For SI or CS... The sense wire can go anywhere on the output cable. It is very common to see that one one directly to the output lug. Some aftermarket SI and CS conversion/repair plugs include a lug on the sense wire to run it right to the output. Even GM usually just splices it to the output wire near the main lug or even into the main lug when they crimp it. You don't want any resistance at all in this wire or you will make the alternator bump up the output voltage. This wire is how the regulator reads the output voltage. (Regulators in "One Wire" alternators make this connection internally.)

On the lamp circuit... I've never had occasion to test it. I've always been told that if you don't have enough resistance in the circuit the regulator can be damaged. Too much and it might not turn on. I don't know that it has to be an exact value, just in a certain range. I've seen the diode drawn/built into most of these circuits but the thing can be burried anywhere in the harness. Some are really hard to find.

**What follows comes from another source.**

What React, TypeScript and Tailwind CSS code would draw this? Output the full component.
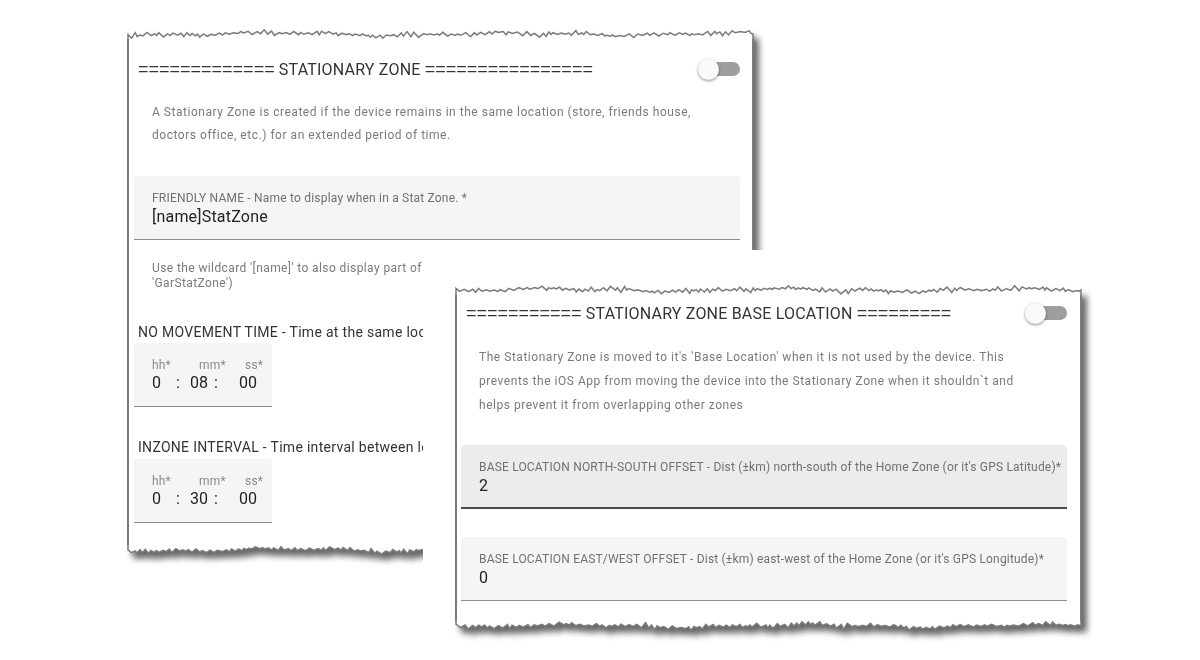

quote Originally posted by theogre: On the lamp circuit... I've never had occasion to test it. I've always been told that if you don't have enough resistance in the circuit the regulator can be damaged. Too much and it might not turn on. I don't know that it has to be an exact value, just in a certain range.

I too have heard this... I think it either directly, or indirectly controls the field coils. When connected directly to +12v, it draws about 0.25 amp. I've read that connecting it straight to +12V is "okay", but it will reduce your alt's life expectancy.

OK, in your schematic, isn't the diode backwards? Shouldn't it be like this:

Won't light the way you have it, will it? (I know, if it doesn't light, reverse the leads, but it does make a difference where the resistor is at).

John Stricker

quote Originally posted by KA: I've got a better solution. Place a 200 to 2000 ohm resistor in series with any LED, then put a 30 ohm(5w minimum 10W suggested) resistor in paralell with those. The 30 ohm resistor will effectively simulate the lamp for the alternator while the led and resistor will work as expected. Just try a few different values from 200 to 2000 ohms to adjust the brightness to taste.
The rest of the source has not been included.